If I had used marine ply this probably would never have happened, but then again the boat has, and still is giving good service, so the choice is an personnel thing, What I see in the stores today though is of lesser quality, so now I feel comfortable hacking up wood I'm more inclined to use marine ply for the bottom and strips for the rest, resulting in a still pretty light boat that will last quite a while.

MM
 

jdupre'

Well-Known Member
Sep 9, 2007
2,327
40
South Louisiana
MM, the cheaper wood IS a viable choice, especially for a new builder or even an experienced builder trying a new design. When you start having to ship quality marine ply in, it's gets expensive in a hurry. A new builder is liable to make mistakes and ruin a couple of C notes of prime wood. Better, I think, to practice on the less expensive wood. I'd about bet the bank that cabinetmakers in training don't start the first day (or the first 6 months) with the finest burled wood veneers and ebony.

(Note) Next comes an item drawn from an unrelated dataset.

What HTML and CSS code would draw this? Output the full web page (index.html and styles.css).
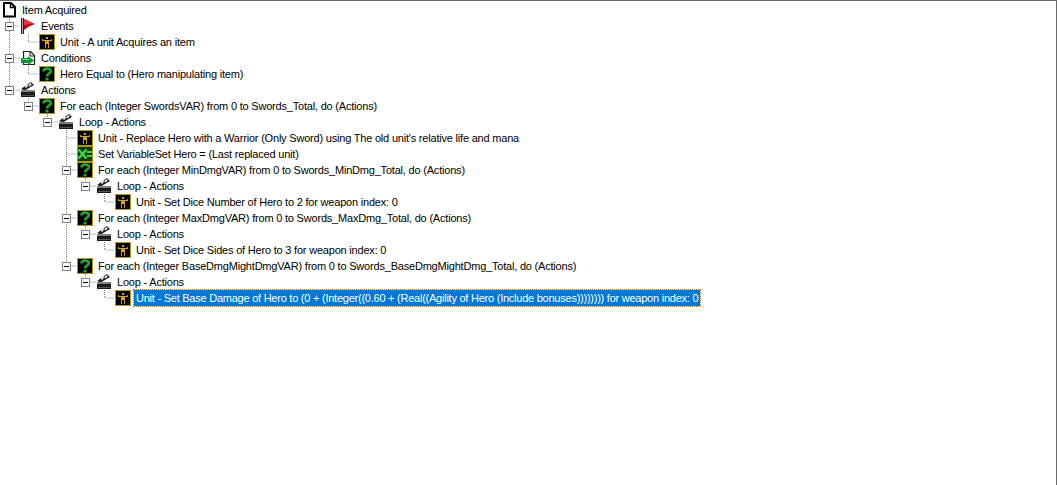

As far as the bending, cutting and sanding behavior of marine douglas fir as opposed to sanded exterior pine ply, I don't see much difference at all. I'm sure okume works better with tools but I've also read it is somewhat brittle and splintery.

Ron, I'm thinking the strip panel method is going to really catch on for stitch and glue panel costruction. You can pick the species of wood you want and not have to worry about delamination. Seems to be quite a bit cheaper too. Cheaper and better......what's not to like?